I’m pleased to report that this spring I’ll be teaching my comics for educators course once again, at Teachers College, Columbia U. This will be the fourth time we’ve offered this course, and each one has been a rewarding experience and I’m eager to connect with the next group of students. We talk theory, explore a range of titles, authors, and genres, all while doing a lot of hands-on making. Ultimately my students create plans for what they’ll do using comics (and visual thinking more broadly) with their students in their own classrooms and other educational contexts. I find it rather amazing to have begun my own post-highschool education at a time when doing comics was definitely not something one did in school, and to now be working with teachers to integrate comics into their classrooms (and then there’s the matter of dissertation as well). It’s a sea change and exciting times! For more info about the class, please see the wiki I maintain, which is full of resources around comics and education. While it was made to serve the class, I’ve made the resources available for anyone out there interested in similarly incorporating comics into education. Check it out!

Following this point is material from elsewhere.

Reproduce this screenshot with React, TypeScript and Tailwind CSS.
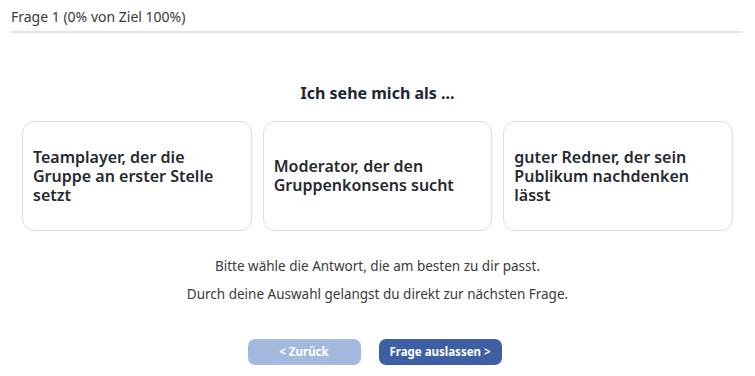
const options = [
  "Teamplayer, der die Gruppe an erster Stelle setzt",
  "Moderator, der den Gruppenkonsens sucht",
  "guter Redner, der sein Publikum nachdenken lässt",
];

export default function App() {
  return (
    <div className="w-[755px] h-[376px] bg-white font-['Noto_Sans',sans-serif] overflow-hidden">
      {/* Progress */}
      <div className="pl-[11px] pr-[13px] pt-[7px]">
        <div className="text-[14px] leading-[19px] text-[#3a3a3a]">Frage 1 (0% von Ziel 100%)</div>
        <div className="mt-[5px] h-[2px] bg-[#e3e5e8]" />
      </div>

      {/* Question */}
      <h1 className="mt-[49px] text-center text-[16px] leading-[22px] font-bold text-[#1d2533]">
        Ich sehe mich als ...
      </h1>

      <div className="mx-auto mt-[17px] w-[711px] grid grid-cols-3 gap-[11px]">
        {options.map((o) => (
          <button
            key={o}
            className="h-[110px] rounded-[12px] border border-[#dedede] bg-white px-[10px] text-left flex items-center"
          >
            <span className="text-[16px] leading-[19px] font-semibold text-[#262a30] pr-[20px]">{o}</span>
          </button>
        ))}
      </div>

      {/* Hints */}
      <div className="mt-[21px] text-center text-[13.5px] leading-[28px] text-[#3b3b3b]">
        <p>Bitte wähle die Antwort, die am besten zu dir passt.</p>
        <p>Durch deine Auswahl gelangst du direkt zur nächsten Frage.</p>
      </div>

      {/* Nav */}
      <div className="mt-[31px] flex justify-center gap-[18px] pr-[6px]">
        <button className="w-[113px] h-[26px] rounded-[7px] bg-[#a4b9de] text-white text-[11.5px] font-bold">
          &lt; Zurück
        </button>
        <button className="w-[123px] h-[26px] rounded-[7px] bg-[#3e5fa3] text-white text-[11.5px] font-bold">
          Frage auslassen &gt;
        </button>
      </div>
    </div>
  );
}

At the same time, I’ll be once again teaching the Reading Graphic Novels course at Parsons. I had a wonderful crew of students for my first time there last spring, and thrilled to be back again. As the title indicates, this class is more focused on getting to know a lot of texts – but at the same time, I’ve had them make creative responses to each of the works we’ve read (many of which we’ve then shared with the authors themselves – including Ellen Forney, David Small, and Art Spiegelman). For their finals, they went in all sorts of directions that connected comics to their personal work interests – and produced some terrific projects, which I plan to share here in the near future. (This is potentially my last time teaching at these particular institutions, due to that little thing called graduating – and being encouraged to leave the nest, or find another home. But, I look forward to bringing this work to a new home in the coming year.)

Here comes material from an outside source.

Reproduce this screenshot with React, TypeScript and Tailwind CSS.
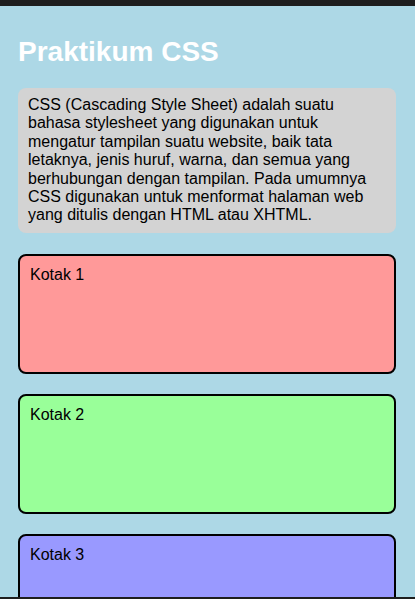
export default function App() {
  const boxes = [
    { label: "Kotak 1", cls: "bg-[#ff9999]" },
    { label: "Kotak 2", cls: "bg-[#99ff99]" },
    { label: "Kotak 3", cls: "bg-[#9999ff]" },
  ];
  return (
    <div className="h-[599px] w-[415px] flex flex-col overflow-hidden bg-[#add8e6]" style={{ fontFamily: '"Liberation Sans", Arial, sans-serif' }}>
      <div className="h-[6px] shrink-0 bg-[#1e1e1e]" />
      <div className="flex-1 overflow-hidden px-[18px] pt-[30px]">
        <h1 className="text-[28px] leading-[32px] font-bold text-white mb-[20px]">Praktikum CSS</h1>
        <div className="w-[378px] bg-[#d3d3d3] rounded-[8px] px-[10px] py-[8px] text-[16px] leading-[18.4px] text-black">
          CSS (Cascading Style Sheet) adalah suatu bahasa stylesheet yang digunakan untuk mengatur tampilan suatu website, baik tata letaknya, jenis huruf, warna, dan semua yang berhubungan dengan tampilan. Pada umumnya CSS digunakan untuk menformat halaman web yang ditulis dengan HTML atau XHTML.
        </div>
        <div className="flex flex-col gap-[20px] mt-[21px]">
          {boxes.map((b) => (
            <div key={b.label} className={`w-[378px] h-[120px] shrink-0 border-2 border-black rounded-[8px] p-[10px] text-[16px] leading-[18.4px] text-black ${b.cls}`}>
              {b.label}
            </div>
          ))}
        </div>
      </div>
      <div className="h-[2px] shrink-0 bg-[#1e1e1e]" />
    </div>
  );
}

Also, next monday, November 25, I’ll be presenting on my dissertation at the 68th meeting of the NY Comics and Picture-Stories Symposium. This weekly meet up was set in motion by legendary New York cartoonist Ben Katchor, and i was fortunate to attend the first session and ended up presenting the next meeting. As a comics-maker in academia – I end up talking comics to a lot of folks for whom comics are a new thing, so attending this symposium frequently over the last year and a half has been a wonderful opportunity to expand my cohort and get to know and learn from a wide range of established and emerging cartoonists/artists/scholars. Brooklyn cartoonist Brendan Leach will be speaking the first hour about his new book “Iron Bound” from Secret Acres press (which includes a super-cool flexi-disk audio soundtrack to accompany his gritty tale of Jersey street gangs in the early 60s). I’ll be sharing images and talking ideas on comics and perception as a way of thinking from my dissertation. For a little overview of some of this, I recently made a poster for a conference out of clips from the dissertation accompanied by additional narration. Please note, this poster is not my dissertation – it’s simply a poster! If you want to see the comics pages from the dissertation itself – please click the “dissertation” tab/label at the upper right.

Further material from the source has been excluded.